Led by the oil industry, the 1970s witnessed significant investment in company voice television. Reeling from the public relations fallout of rising energy prices, American-based petroleum producers became a presence on the Public Broadcasting Service. Mobil’s Masterpiece Theatre with one-time Omnibus host Alistair Cooke debuted in January 1971. As historian Laurence Jarvik notes, Mobil soon displaced the Ford Foundation as the single largest contributor to public television, raising its initial program grant of $390,000 to $12 million by 1990. Masterpiece Theatre, Mystery!, and Up- stairs, Downstairs provided cultural cover for a heavy schedule of combative advocacy ads published in the op-ed sections of the New York Times and the Washing- ton Post. In the late 1970s the ad campaign came to television: elaborately costumed “A Fable for Now” spots featuring mimes Shields and Yarnell, the Pilobolus Dance Theatre, the Louis Falco Dance Company, the Richard Morris Dance Theatre, and members of the American Ballet Theatre enlivened Mobil’s antiregulatory rhetoric in parables of scarcity and abundance drawn from the animal kingdom. “Mobil Information Center” spots aired locally before network newscasts employed an anchorman-correspondent simulation to tout “the freedom of the press,” along with the progrowth logic of offshore drilling, nuclear power plant construction, deregulation of natural gas, and the restriction of environmental regulation.
While sympathetic critics wondered if Mobil could have carried out its advocacy campaign without the expense of television drama, others suggested that big oil’s enthusiastic underwriting of public television had turned PBS into the “Petroleum Broadcasting Service.” PBS president Lawrence K. Grossman urged perspective on the funding issue. In 1977 Grossman explained that though oil company funding had increased tenfold since the early 1970s, oil company moneys represented less than 3 percent of system income. “What conclusion,” asked Grossman, “do we in public television draw from these numbers? Not that oil companies should contribute less but rather that corporations of all other types should be asked to contribute more!”

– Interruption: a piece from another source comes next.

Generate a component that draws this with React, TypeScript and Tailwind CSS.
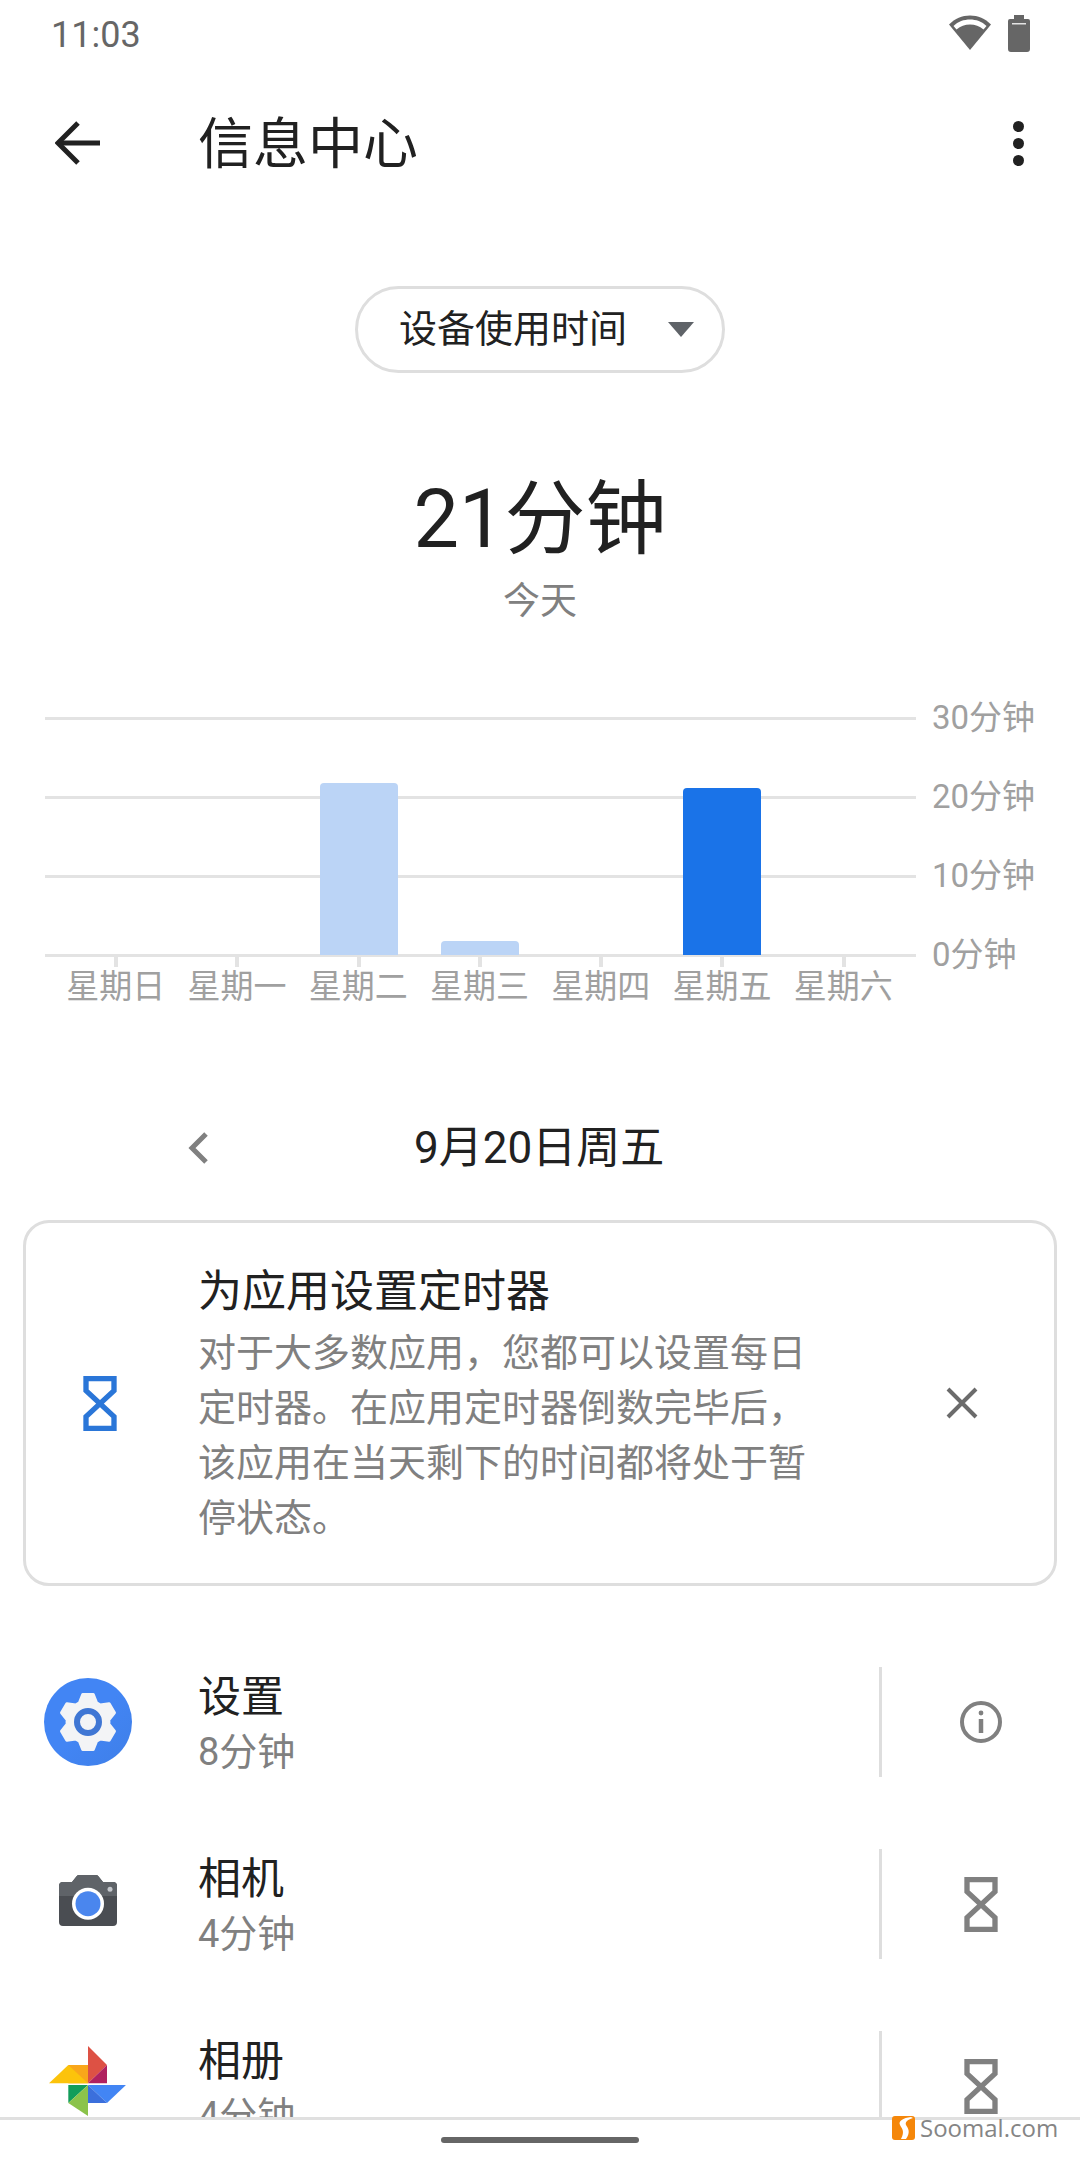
const weekdays = ['星期日', '星期一', '星期二', '星期三', '星期四', '星期五', '星期六'];
const axisLabels = ['30分钟', '20分钟', '10分钟', '0分钟'];
const tickXs = [71, 192, 314, 435, 556, 677, 799];

// six-tooth gear outline, centre 0,0
const gearPoints = Array.from({ length: 6 }, (_, i) => {
  const a = (i * Math.PI) / 3 - Math.PI / 2;
  const pt = (r: number, d: number) =>
    `${(r * Math.cos(a + d)).toFixed(2)},${(r * Math.sin(a + d)).toFixed(2)}`;
  return [pt(21, -0.42), pt(28, -0.19), pt(28, 0.19), pt(21, 0.42)].join(' ');
}).join(' ');

const Hourglass = ({ color }: { color: string }) => (
  <svg width="34" height="55" viewBox="0 0 100 165" fill="none" stroke={color} strokeWidth="16" strokeLinejoin="miter">
    <path d="M8 8H92V44L8 122V157H92V122L8 44Z" />
  </svg>
);

const SettingsIcon = () => (
  <svg width="88" height="88" viewBox="-44 -44 88 88">
    <defs>
      <linearGradient id="gearBg" x1="0" y1="0" x2="1" y2="1">
        <stop offset="0.5" stopColor="#4285f4" />
        <stop offset="1" stopColor="#3f7fe8" />
      </linearGradient>
    </defs>
    <circle r="44" fill="url(#gearBg)" />
    <polygon points={gearPoints} fill="#f3f4f6" stroke="#f3f4f6" strokeWidth="3" strokeLinejoin="round" />
    <circle r="11" fill="#f3f4f6" stroke="#3f76d4" strokeWidth="6" />
  </svg>
);

const CameraIcon = () => (
  <svg width="58" height="51" viewBox="0 0 58 51" className="mb-[7px]">
    <path d="M20 0H37Q39 0 40 2L44 7H54Q58 7 58 11V47Q58 51 54 51H4Q0 51 0 47V11Q0 7 4 7H13L17 2Q18 0 20 0Z" fill="#4a4d52" />
    <path d="M20 0H37Q39 0 40 2L44 7H54Q58 7 58 11V21H0V11Q0 7 4 7H13L17 2Q18 0 20 0Z" fill="#5f6368" />
    <circle cx="29" cy="28.7" r="16" fill="#ffffff" />
    <circle cx="29" cy="28.7" r="12.5" fill="#4a86ee" />
    <circle cx="51" cy="14.3" r="2.5" fill="#c4c7cc" />
  </svg>
);

const PhotosIcon = () => (
  <svg width="78" height="76" viewBox="32 25 226 220" className="mb-[4px]">
    <polygon points="145,25 200,80 145,133" fill="#dd5144" />
    <polygon points="200,80 200,133 145,133" fill="#b0215f" />
    <polygon points="145,138 255,138 200,190" fill="#4285f4" />
    <polygon points="145,138 200,190 145,190" fill="#3b6fdc" />
    <polygon points="145,138 88,138 88,190" fill="#129d5a" />
    <polygon points="145,138 88,190 145,228" fill="#8bc34a" />
    <polygon points="88,80 145,80 145,133 88,133" fill="#f9a61a" />
    <polygon points="32,133 88,80 145,133" fill="#fcc30b" />
  </svg>
);

const AppRow = ({ name, time, icon, action }: { name: string; time: string; icon: React.ReactNode; action: React.ReactNode }) => (
  <div className="flex items-center h-[182px] shrink-0">
    <div className="w-[176px] flex justify-center shrink-0">{icon}</div>
    <div className="flex-1 ml-[22px] pt-[5px]">
      <div className="text-[43px] leading-[55px] text-[#212121]">{name}</div>
      <div className="text-[38px] leading-[55px] text-[#808080]">{time}</div>
    </div>
    <div className="w-[3px] h-[110px] bg-[#dedede]" />
    <div className="w-[198px] flex justify-center shrink-0">{action}</div>
  </div>
);

export default function App() {
  return (
    <div lang="zh-CN" className="relative w-[1080px] h-[2160px] bg-white overflow-hidden font-['Roboto','Noto_Sans_CJK_SC',sans-serif]">
      <div className="h-[2117px] overflow-hidden flex flex-col">
        {/* Status bar */}
        <div className="h-[66px] shrink-0 flex items-center justify-between pl-[51px] pr-[50px]">
          <span className="text-[36px] pt-[3px] text-[#666666]">11:03</span>
          <div className="flex items-center gap-[17px]">
            <svg width="42" height="36" viewBox="0 0 42 36">
              <path d="M0 9.5C6 3.5 13 0.5 21 0.5C29 0.5 36 3.5 42 9.5L21 35Z" fill="#666666" />
              <path d="M4.5 11C9 6.5 15 4.5 21 4.5C27 4.5 33 6.5 37.5 11L34.5 14.5C30.5 11 26 9.5 21 9.5C16 9.5 11.5 11 7.5 14.5Z" fill="#ffffff" />
            </svg>
            <svg width="22" height="37" viewBox="0 0 22 37">
              <path d="M6 0H16V4H20Q22 4 22 6V34Q22 37 19 37H3Q0 37 0 34V6Q0 4 2 4H6Z" fill="#666666" />
              <rect x="4" y="8" width="14" height="1.5" fill="#e4e4e4" />
            </svg>
          </div>
        </div>

        {/* Toolbar */}
        <div className="h-[154px] shrink-0 flex items-center pl-[55px] pr-[56px]">
          <svg width="45" height="44" viewBox="0 0 45 44" fill="none" stroke="#212121" strokeWidth="5">
            <path d="M45 22H4" />
            <path d="M23 2L3 22L23 42" />
          </svg>
          <h1 className="ml-[98px] pt-[2px] flex-1 text-[55px] leading-[70px] text-[#212121]">信息中心</h1>
          <div className="flex flex-col gap-[6px]">
            <span className="w-[11px] h-[11px] rounded-full bg-[#212121]" />
            <span className="w-[11px] h-[11px] rounded-full bg-[#212121]" />
            <span className="w-[11px] h-[11px] rounded-full bg-[#212121]" />
          </div>
        </div>

        {/* Dropdown chip */}
        <div className="mt-[66px] flex justify-center shrink-0">
          <div className="w-[370px] h-[87px] rounded-full border-[3px] border-[#dedede] flex items-center pl-[41px]">
            <span className="text-[38px] text-[#212121]">设备使用时间</span>
            <svg width="26" height="15" viewBox="0 0 26 15" className="ml-[41px]">
              <polygon points="0,0 26,0 13,15" fill="#5f6368" />
            </svg>
          </div>
        </div>

        {/* Total */}
        <div className="mt-[97px] text-center text-[81px] leading-[100px] text-[#212121] shrink-0">21分钟</div>
        <div className="mt-[7px] text-center text-[37px] leading-[50px] text-[#808080] shrink-0">今天</div>

        {/* Chart */}
        <div className="mt-[51px] flex pl-[45px] shrink-0">
          <div className="w-[871px]">
            <svg width="871" height="289" viewBox="0 0 871 289" className="block">
              {[40, 119, 198, 277].map((y) => (
                <rect key={y} x="0" y={y - 1} width="871" height="3" fill="#e3e3e3" />
              ))}
              {tickXs.map((x) => (
                <rect key={x} x={x - 2} y="277" width="4" height="12" fill="#e3e3e3" />
              ))}
              <path d="M275 277V109Q275 105 279 105H349Q353 105 353 109V277Z" fill="#bbd4f6" />
              <path d="M396 277V267Q396 263 400 263H470Q474 263 474 267V277Z" fill="#bbd4f6" />
              <path d="M638 277V114Q638 110 642 110H712Q716 110 716 114V277Z" fill="#1a73e8" />
            </svg>
            <div className="grid grid-cols-7 w-[849px] ml-[10px]">
              {weekdays.map((d) => (
                <span key={d} className="text-center text-[33px] leading-[40px] text-[#a0a0a0]">{d}</span>
              ))}
            </div>
          </div>
          <div className="ml-[16px] flex flex-col">
            {axisLabels.map((l) => (
              <span key={l} className="text-[33px] leading-[79px] text-[#a0a0a0]">{l}</span>
            ))}
          </div>
        </div>

        {/* Date switcher */}
        <div className="mt-[111px] h-[60px] flex items-center pl-[188px] shrink-0">
          <svg width="20" height="32" viewBox="0 0 20 32" fill="none" stroke="#808080" strokeWidth="5">
            <path d="M18 2L4 16L18 30" />
          </svg>
          <span className="ml-[206px] text-[44px] text-[#212121]">9月20日周五</span>
        </div>

        {/* Timer tip card */}
        <div className="mt-[42px] mx-[23px] h-[366px] shrink-0 rounded-[26px] border-[3px] border-[#dedede] flex">
          <div className="w-[172px] pl-[57px] flex items-center shrink-0">
            <Hourglass color="#2a76d8" />
          </div>
          <div className="w-[612px] pt-[39px]">
            <div className="text-[44px] leading-[60px] text-[#212121]">为应用设置定时器</div>
            <p className="mt-[4px] text-[38px] leading-[55px] text-[#808080]">
              对于大多数应用，您都可以设置每日定时器。在应用定时器倒数完毕后，该应用在当天剩下的时间都将处于暂停状态。
            </p>
          </div>
          <div className="ml-[136px] flex items-center">
            <svg width="32" height="32" viewBox="0 0 32 32" stroke="#6b6b6b" strokeWidth="4">
              <path d="M2 2L30 30M30 2L2 30" />
            </svg>
          </div>
        </div>

        {/* App list */}
        <div className="mt-[45px] flex flex-col">
          <AppRow
            name="设置"
            time="8分钟"
            icon={<SettingsIcon />}
            action={
              <svg width="42" height="42" viewBox="0 0 42 42" fill="none" stroke="#808080" strokeWidth="4">
                <circle cx="21" cy="21" r="19" />
                <path d="M21 18V32" strokeWidth="4.5" />
                <circle cx="21" cy="12" r="2.4" fill="#808080" stroke="none" />
              </svg>
            }
          />
          <AppRow name="相机" time="4分钟" icon={<CameraIcon />} action={<Hourglass color="#808080" />} />
          <AppRow name="相册" time="4分钟" icon={<PhotosIcon />} action={<Hourglass color="#808080" />} />
        </div>
      </div>

      {/* Gesture nav bar */}
      <div className="h-[43px] border-t-[3px] border-[#e0e0e0] pt-[17px]">
        <div className="w-[198px] h-[6px] rounded-full bg-[#666666] mx-auto" />
      </div>

      {/* Watermark */}
      <div className="absolute left-[892px] top-[2116px] flex items-center gap-[5px]">
        <svg width="23" height="24" viewBox="0 0 23 24">
          <rect width="23" height="24" rx="3" fill="#f5870a" />
          <path d="M19 1C11 2 6 5 8 9C10 13 13 15 9 23H14C19 16 16 12 14 9C13 6 15 4 21 2Z" fill="#ffffff" />
        </svg>
        <span className="font-['Open_Sans',sans-serif] text-[24px] leading-[24px] text-[#858585]">Soomal.com</span>
      </div>
    </div>
  );
}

By 1983 corporate support for PBS had flattened out at $38 million for the two previous years, presaging a decade of declining federal appropriations that left PBS ever more dependent upon the market for support. In 1981 network officials won congressional approval for an 18-month experiment in “enhanced underwriting.” Two-minute credits at the beginning and conclusion of programs telecast by nine PBS affiliates allowed mention of brand names, slogans, and institutional messages beyond previously restricted verbal mentions and static displays of logos. The discussion of corporate mascots, animated logos, product demonstrations and superlatives to tap a new class of advertising revenue alarmed established underwriters. In an effort to conserve PBS’s uncluttered institutional character, national program underwriters Mobil, the Chubb Group of Insurance Companies, Chevron, AT&T, Exxon, Ford, GE, IBM, GTE, JC Penney, Morgan Guaranty Trust, Owens-Corning, and others formed the Corporations in Support of Public Television (CSPT). The CSPT promoted the concept of “quality demographics” among potential corporate underwriters who desired to advertise “excellence,” social cause identification, and the occasional product.

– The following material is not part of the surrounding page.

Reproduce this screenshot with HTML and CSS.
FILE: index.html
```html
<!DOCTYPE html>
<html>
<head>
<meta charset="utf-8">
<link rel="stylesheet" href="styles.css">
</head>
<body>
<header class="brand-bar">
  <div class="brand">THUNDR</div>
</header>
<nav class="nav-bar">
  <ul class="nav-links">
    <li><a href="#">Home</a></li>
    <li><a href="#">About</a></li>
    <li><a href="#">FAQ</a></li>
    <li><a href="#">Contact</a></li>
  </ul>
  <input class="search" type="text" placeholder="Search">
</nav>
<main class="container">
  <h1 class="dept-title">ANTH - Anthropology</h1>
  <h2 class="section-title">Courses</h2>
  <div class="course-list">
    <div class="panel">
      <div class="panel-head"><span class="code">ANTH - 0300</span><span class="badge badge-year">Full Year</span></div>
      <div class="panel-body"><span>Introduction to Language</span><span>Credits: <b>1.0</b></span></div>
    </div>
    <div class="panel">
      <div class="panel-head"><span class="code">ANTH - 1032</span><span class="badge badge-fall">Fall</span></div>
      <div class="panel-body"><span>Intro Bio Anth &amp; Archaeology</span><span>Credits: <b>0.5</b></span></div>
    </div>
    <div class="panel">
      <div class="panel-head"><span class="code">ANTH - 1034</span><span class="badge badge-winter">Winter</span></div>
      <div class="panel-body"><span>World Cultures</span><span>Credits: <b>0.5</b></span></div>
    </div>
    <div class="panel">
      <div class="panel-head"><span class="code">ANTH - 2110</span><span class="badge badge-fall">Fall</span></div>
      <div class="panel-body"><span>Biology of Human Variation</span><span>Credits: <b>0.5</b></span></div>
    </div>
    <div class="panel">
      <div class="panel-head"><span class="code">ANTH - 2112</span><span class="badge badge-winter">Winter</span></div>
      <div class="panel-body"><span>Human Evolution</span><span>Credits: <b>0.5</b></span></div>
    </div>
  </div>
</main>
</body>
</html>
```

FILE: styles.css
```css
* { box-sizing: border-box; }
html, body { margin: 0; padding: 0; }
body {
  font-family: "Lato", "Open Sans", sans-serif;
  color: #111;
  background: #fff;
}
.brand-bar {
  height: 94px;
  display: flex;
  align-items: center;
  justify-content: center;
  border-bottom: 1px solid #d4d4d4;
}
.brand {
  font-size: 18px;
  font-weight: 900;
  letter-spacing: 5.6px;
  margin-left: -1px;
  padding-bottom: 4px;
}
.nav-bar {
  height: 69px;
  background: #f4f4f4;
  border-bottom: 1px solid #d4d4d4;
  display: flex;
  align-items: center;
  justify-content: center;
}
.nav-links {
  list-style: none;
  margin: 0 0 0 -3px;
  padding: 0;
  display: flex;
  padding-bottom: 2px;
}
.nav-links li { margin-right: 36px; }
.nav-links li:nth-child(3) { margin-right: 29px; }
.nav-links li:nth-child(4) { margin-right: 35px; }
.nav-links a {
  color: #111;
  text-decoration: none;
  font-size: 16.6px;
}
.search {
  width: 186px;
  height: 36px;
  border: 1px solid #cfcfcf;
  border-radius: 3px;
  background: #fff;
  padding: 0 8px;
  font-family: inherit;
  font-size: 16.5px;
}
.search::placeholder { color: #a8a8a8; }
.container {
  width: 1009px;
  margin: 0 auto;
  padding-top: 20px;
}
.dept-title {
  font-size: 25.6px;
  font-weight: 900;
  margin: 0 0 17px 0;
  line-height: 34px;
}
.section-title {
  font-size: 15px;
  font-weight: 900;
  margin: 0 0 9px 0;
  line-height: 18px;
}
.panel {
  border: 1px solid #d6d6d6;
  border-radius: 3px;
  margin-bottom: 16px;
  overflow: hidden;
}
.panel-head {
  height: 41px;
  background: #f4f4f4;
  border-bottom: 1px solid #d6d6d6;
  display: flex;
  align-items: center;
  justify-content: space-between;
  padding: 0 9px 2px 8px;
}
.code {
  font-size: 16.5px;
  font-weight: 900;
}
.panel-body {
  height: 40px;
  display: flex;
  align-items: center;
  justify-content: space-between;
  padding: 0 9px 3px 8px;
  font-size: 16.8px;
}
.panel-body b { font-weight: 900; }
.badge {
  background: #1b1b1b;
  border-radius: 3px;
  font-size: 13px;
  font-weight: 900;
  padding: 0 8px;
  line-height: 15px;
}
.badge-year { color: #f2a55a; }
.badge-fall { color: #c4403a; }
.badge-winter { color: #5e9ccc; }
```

AT&T, for example, had recently provided $9 million for expanded one-hour coverage of the Mac- Neil/Lehrer Report (later News Hour). Emphasizing performance and communication, specialists expected the buy to enhance AT&T’s image as an information provider after its breakup into regional “Baby Bells” by the U.S. Justice Department.
Reviewing their company voice accounts, specialists themselves perhaps wondered just what effect their long-term advertising campaigns had bought. Increasingly business found itself the subject of critical television news stories treating the environment, the OPEC oil shock, inflation, and recession. Corporate critics charged that public television had become a prime example of what Alan Wolfe described as “logo America,” in which “the only price a company will charge for its public service activities is the right to display its logo.” Near the opposite end of the political spectrum, critic David Horowitz described PBS’s broadcast schedule as a “monotonous diet of left-wing politics,” though it would have been hard to find such programs equaling the possibilities, much less access, available to the company voice advertiser. Mobil, for example, financed an hour-long PBS documentary program criticizing the antibusiness thrust of prime-time network television drama. Hosted by writer Benjamin Stein, Hollywood’s Favorite Heavy: Businessmen on Prime Time TV used clips from Dallas, Dynasty, and Falcon Crest to contend that television had destroyed youth’s outlook upon business and business ethics. A peculiar assumption, wrote critic Jay Rosen in Channels magazine, since television itself was a business, and advertisements had made consumption “the nearest thing to religion for most Americans.” Mobil, however, had decided that it could not countenance Blake Carrington, J.R. Ewing, and other stereotypes of rapacious businessman in prime time. Interestingly, GE declined to join Mobil as a Hollywood’s Favorite Heavy underwriter, preferring instead to stick with its “We Bring Good Things to Life” spot campaign. Having rethought its aversion to panel discussions, GE aired its “Good Things” campaign on ABC’s This Week with David Brinkley and The McLaughlin Group. The latter appeared commercially on NBC’s five owned and operated stations and publicly on a 230-station PBS network.
As the century draws to a close and funding for all forms of television continues to be squeezed by new outlets and new technologies such as computer access to the Internet, corporations continue to seek new connections to media. The trend that began with the ori- gins of mass media shows no sign of abating.